İşin bir de iletişim stratejisi boyutu var. Merkez Bankası son dönemde para politikası iletişimini güçlendirmeye dönük olumlu hamleler yapmış olsa da bu hafta bir kez daha iletişimin daha iyi kurgulanması gerektiğinin önemini gördük. Adli soruşturma süreci ve onun siyasi yansımaları bir süre daha devam edeceğe benziyor. Bu süreçte Merkez Bankası’nın iktisadi aktiviteden ziyade finansal istikrarı önceleyen adımlar atmaya devam etmesi beklenir. Dezenflasyon sürecine zarar gelmemesi için para politikası tarafında bazı ilave hamleler gelebilir. Merkez Bankası, yaptığı ara toplantının karar metninde bu ihtimale yönelik şu açıklamayı yaptı: “Enflasyonda belirgin ve kalıcı bir bozulma öngörülmesi durumunda para politikası duruşu sıkılaştırılacaktır.”

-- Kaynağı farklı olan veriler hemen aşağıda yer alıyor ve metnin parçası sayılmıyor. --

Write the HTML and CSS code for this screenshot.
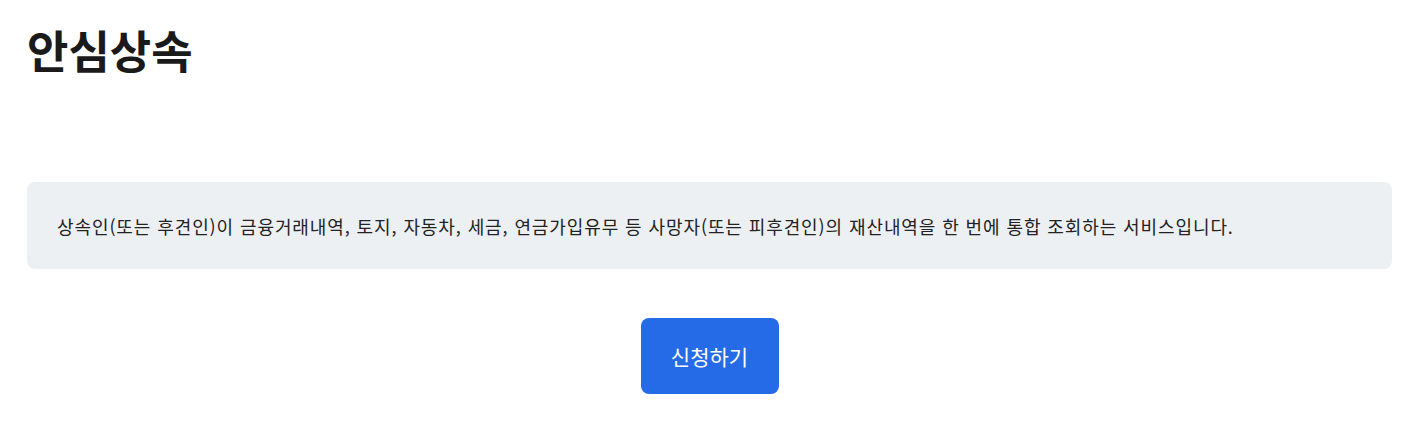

FED BİR KEZ DAHA FAİZE DOKUNMADI
Bu hafta merkez bankaları ile ilgili bir başka önemli haber akışı Fed tarafından geldi. Fed, Mart ayındaki toplantıyı pas geçerek faizi %4.25-4.50 bandında tuttu. Toplantı sonrası yaptığı açıklamada Fed Başkanı Jerome Powell, Trump’ın devreye aldığı gümrük tarifelerinin enflasyon üzerindeki etkilerinin geçici olacağını beklediklerini belirtti. Enflasyonun düşüşünü sürdürse de halen hedefin üzerinde kalmasından dolayı faizde yeni bir indirime gidilmediğinin altını çizdi. Powell’ın tarifeleri ciddi bir risk olarak görmemesi biraz iyimser bir görüş olabilir. Zira Powell bunları söylese de Fed kurmayları, makroekonomik göstergelere yönelik beklentilerinde kayda değer değişiklikler yaptılar. Fed, 2025 için büyüme tahminini yüzde 2.1’den 1.7’ye indirirken, enflasyon tahminini yüzde 2.5’ten 2.7’ye çıkardı. Fed için 2025 yılı, 2024’e kıyasla daha zorlu geçebilir.